Наконец в 1923 году дорвалась до химии своей. На первых курсах специализации тогда не было, мы проходили общие дисциплины, а с третьего курса начиналось деление. Меня интересовала область органической химии, и работать я стала по органическому циклу.
Все шло гладко до 1925 года, а тут я вышла замуж, и перед началом 1926 года пришлось прекратить усиленную учебу нз-за рождения ребенка. Снова наука отодвигалась на некоторое время.
Надо было устраивать свой «дом». Раньше вся жизнь моя шла по общежитиям, и вопрос о заработке особой роли не играл. А тут надо было заботиться о семье. Из общежития переехала на квартиру и стала устраиваться.
И снова — увлечение! Переехали мы на Моховую улицу, в какой-то полуразрушенный дом, канализация не работала, водопровод не действовал, помещения пустовали, денег на ремонт никаких. Я взялась за дело, и, как всегда, оно сейчас же меня засосало. Не мало крови попортил мне этот дом! Меня выбрали председателем жакта, стала я бегать в районный совет, добывать деньги, материалы, собирала жильцов, заключала договоры… Заинтересовала меня эта работа, хотела на своем поставить, восстановить дом — и восстановила!
Позднее я поступила химиком в центральную тепловую лабораторию «Электротока». Работала по анализу жидкого топлива, смазочных масел, питательных вод электростанций. Работа была практическая, но работала я под руководством инженера Григорьева, крупного [445] практика и ученого. По его поручению и еще по заданиям инженера Мандель выполняла и работы исследовательского характера.

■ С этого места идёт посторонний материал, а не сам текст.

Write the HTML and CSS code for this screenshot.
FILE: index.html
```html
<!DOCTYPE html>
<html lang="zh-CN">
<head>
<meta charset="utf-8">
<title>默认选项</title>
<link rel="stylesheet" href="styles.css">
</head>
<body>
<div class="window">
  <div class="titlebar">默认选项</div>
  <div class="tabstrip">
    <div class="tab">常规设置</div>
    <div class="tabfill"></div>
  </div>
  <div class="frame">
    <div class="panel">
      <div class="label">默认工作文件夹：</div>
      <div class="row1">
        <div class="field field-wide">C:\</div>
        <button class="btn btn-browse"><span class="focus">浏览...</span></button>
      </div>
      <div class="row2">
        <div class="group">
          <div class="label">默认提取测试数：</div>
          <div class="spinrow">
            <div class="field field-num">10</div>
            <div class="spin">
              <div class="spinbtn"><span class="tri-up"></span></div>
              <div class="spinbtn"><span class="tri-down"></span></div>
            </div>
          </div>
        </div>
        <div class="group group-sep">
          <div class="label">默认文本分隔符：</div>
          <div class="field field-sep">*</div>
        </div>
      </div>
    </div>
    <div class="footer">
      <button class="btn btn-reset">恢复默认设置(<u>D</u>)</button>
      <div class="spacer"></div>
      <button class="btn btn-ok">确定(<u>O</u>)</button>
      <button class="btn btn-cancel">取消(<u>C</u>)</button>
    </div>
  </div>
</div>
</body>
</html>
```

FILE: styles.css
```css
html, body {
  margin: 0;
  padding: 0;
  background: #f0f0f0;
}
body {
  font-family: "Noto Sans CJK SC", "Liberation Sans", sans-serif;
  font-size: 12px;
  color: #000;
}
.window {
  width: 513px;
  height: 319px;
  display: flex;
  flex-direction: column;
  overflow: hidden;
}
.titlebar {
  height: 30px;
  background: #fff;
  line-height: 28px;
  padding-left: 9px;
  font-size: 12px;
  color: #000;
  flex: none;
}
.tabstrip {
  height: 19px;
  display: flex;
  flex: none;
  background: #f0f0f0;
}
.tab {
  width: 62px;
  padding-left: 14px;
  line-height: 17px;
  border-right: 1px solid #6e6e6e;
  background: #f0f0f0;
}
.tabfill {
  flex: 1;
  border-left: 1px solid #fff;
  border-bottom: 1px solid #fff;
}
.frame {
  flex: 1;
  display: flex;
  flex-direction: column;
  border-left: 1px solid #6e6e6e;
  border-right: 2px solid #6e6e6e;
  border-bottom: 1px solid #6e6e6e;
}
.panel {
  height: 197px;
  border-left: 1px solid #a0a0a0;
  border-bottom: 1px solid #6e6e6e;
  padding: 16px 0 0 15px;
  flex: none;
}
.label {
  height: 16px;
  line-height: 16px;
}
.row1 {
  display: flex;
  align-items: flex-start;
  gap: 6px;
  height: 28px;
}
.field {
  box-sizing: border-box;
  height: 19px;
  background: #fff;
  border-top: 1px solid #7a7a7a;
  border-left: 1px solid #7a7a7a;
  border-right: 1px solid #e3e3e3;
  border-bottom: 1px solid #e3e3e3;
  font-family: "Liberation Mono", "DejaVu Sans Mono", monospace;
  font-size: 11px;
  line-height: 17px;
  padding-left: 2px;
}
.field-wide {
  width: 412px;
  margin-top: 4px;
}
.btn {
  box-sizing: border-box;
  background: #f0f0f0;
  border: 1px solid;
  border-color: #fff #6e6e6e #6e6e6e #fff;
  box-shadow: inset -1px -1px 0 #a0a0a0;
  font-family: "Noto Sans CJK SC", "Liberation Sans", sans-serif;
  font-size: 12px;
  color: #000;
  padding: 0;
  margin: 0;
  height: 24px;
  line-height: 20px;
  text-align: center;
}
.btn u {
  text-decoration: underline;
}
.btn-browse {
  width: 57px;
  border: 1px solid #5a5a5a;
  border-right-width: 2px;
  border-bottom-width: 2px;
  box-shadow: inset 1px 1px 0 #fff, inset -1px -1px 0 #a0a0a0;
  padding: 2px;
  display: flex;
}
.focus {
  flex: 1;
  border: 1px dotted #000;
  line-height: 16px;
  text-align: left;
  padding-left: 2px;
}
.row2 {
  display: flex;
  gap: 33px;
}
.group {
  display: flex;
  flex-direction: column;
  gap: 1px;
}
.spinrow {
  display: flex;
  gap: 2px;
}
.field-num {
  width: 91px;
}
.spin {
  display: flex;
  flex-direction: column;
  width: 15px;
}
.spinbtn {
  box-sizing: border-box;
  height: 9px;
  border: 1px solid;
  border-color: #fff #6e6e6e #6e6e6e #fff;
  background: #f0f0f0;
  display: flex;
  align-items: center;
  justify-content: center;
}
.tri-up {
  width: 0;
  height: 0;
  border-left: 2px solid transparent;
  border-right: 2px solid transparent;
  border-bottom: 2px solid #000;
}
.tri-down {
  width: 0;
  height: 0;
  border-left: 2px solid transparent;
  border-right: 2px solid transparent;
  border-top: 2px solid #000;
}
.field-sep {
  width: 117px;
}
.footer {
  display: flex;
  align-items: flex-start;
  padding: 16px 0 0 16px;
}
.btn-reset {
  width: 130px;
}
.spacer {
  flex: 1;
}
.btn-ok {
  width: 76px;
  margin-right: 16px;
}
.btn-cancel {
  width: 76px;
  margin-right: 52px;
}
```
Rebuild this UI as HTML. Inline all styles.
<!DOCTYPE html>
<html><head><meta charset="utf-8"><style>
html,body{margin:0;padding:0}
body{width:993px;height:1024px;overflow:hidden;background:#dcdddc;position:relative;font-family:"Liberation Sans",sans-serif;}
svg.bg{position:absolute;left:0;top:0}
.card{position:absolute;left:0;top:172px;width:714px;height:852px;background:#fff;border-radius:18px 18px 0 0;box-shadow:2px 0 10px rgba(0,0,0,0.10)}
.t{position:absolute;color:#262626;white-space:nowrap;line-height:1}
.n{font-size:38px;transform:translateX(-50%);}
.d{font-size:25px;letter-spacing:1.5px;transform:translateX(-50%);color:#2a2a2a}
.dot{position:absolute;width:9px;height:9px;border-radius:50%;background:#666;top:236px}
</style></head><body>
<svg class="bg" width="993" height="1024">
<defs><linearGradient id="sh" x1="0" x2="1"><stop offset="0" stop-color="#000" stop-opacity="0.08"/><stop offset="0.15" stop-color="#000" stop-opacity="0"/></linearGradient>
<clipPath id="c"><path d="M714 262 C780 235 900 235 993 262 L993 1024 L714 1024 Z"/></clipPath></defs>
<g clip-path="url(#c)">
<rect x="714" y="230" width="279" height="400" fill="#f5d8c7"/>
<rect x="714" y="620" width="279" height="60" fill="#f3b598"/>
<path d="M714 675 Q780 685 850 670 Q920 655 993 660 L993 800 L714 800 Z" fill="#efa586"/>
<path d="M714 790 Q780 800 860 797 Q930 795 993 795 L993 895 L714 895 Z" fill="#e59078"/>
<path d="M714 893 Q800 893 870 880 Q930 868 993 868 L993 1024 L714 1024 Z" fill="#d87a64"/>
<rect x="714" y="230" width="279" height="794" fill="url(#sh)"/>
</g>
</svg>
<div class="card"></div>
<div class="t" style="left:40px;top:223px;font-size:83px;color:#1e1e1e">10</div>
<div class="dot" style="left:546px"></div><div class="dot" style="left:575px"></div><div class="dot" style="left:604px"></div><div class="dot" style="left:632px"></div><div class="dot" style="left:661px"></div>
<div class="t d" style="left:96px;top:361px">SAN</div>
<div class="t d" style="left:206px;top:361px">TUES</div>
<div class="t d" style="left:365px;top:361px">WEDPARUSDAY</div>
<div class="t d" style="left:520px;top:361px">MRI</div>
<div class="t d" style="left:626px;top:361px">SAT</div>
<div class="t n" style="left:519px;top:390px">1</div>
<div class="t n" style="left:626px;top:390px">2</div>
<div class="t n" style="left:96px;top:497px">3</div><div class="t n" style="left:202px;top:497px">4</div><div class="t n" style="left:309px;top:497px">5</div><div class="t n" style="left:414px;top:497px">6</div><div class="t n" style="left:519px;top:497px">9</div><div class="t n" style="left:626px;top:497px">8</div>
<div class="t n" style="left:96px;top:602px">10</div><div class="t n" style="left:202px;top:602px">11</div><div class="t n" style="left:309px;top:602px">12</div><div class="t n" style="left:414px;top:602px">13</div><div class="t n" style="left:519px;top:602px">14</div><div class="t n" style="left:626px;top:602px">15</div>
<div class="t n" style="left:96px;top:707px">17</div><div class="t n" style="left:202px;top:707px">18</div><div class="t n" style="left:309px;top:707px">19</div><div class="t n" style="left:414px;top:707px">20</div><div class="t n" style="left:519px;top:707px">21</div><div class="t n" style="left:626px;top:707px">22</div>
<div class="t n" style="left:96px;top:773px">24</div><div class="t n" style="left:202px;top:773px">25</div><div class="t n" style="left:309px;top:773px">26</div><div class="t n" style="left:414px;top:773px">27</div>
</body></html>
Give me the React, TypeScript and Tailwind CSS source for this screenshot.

Лаборатория эта очень много мне дала, работала я с увлечением, а в 1930 году вернулась в университет, но в этом же году химическое отделение университета было слито с технологическим институтом, и направили меня на военно-химический факультет.
По окончании института передо мной встал вопрос, по какому пути дальше итти — в промышленность или по теоретически-исследовательской части. Я не колебалась. Мечта моя осуществлялась. Я могла полностью отдаться любимой науке.
Меня привлекал Арктический институт, потому что еще в лаборатории «Электротока» я заинтересовалась гидрохимией и позже тоже работала в этом направлении.
Я знала, что Арктический институт молод, что Арктика — малоизведанная область, что работа в Арктике связана с немалым напряжением, но манил размах работы, увлекала перспектива работы в экспедициях.